The ministry has a long history of disinformation.
But the Kharkiv mayor did tell the BBC that the city’s manufacturing sector, which requires significant power, has been affected by the blackouts. There are no further details.
Blackout periods
The impact on civilian life is more obvious.
Blackout periods have been introduced in order to conserve energy, and there is a schedule for the city. On Saturday those power cuts lasted six hours, but by Sunday they had been reduced to four hours.
The timings can slip.
“They were supposed to cut the power to my area at 09:00, so I got up especially early to charge everything,'” a friend messaged. “Then I got in the lift and got stuck. They’d cut the power early!”
A hair salon in a Kharkiv back street is one of many small businesses with a generator whirring noisily outside the door. On Saturday it was on for seven hours, allowing the salon to keep operating.
The same goes for cafés and companies throughout the city centre, although many have sheets of wood over their windows to cover a gap where the glass has already been shattered or to protect it from future blasts.
Some of the boards are painted with birds and flowers.
“We’ve been working on generator power since Monday,” salon owner Natalia told the BBC. “Of course it’s really hard, especially because we’re all women and when we finish work late at night it’s so dark!”
Russia has attacked Ukraine’s power grid before, in the first winter of the full-scale war.
As engineers scrambled to perform emergency repairs then, residents shivered in the dark in their homes or headed for central “invincibility points” for warmth and power.
Hope for a ‘quiet night’
It is much warmer now but the impact is still significant; when night falls, whole areas of Kharkiv remain pitch dark.

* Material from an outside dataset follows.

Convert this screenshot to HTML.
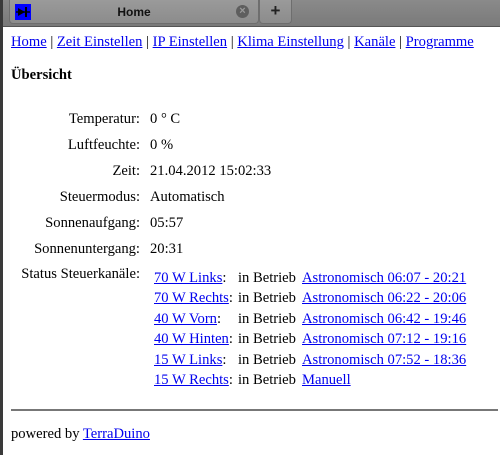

That affects people’s mood as much as it makes life awkward.
“The Russians have got new weapons,” a student called Liza worries, in one of Kharkiv’s central squares.
There’s a lot of chatter here about whether new, gliding bombs used by Moscow might bring even more devastation to Ukraine.
“People are depressed and thinking about leaving Kharkiv for a while. We notice that our army is struggling.”
The city authorities are determined to keep spirits up, as much as possible.
Within hours of the latest missile strike this weekend, dozens of workmen were clearing up the mess around the apartment block and sawing wood to seal windows.
The city metro is already running and electric trolleybuses and trams have been replaced by regular buses.
In Odesa, two districts were in partial blackout on Sunday morning. By early afternoon, power had been restored.
“A few days ago we had a total blackout, that was major,” Odesa resident Masha told the BBC. “Yesterday there were no traffic lights in the city centre and limited streetlights, to save power.”
On Sunday, she said, there were people out and about in town as usual. Officials say consumption restrictions have now been lifted all over the country.
When I asked Kharkiv salon owner Natalia whether she was worried by the latest attacks, she quoted her city’s reputation.
“We are invincible,” she joked.
She then wished us a “quiet night,” meaning one with without explosions.
In Kharkiv, nowadays, that is increasingly rare.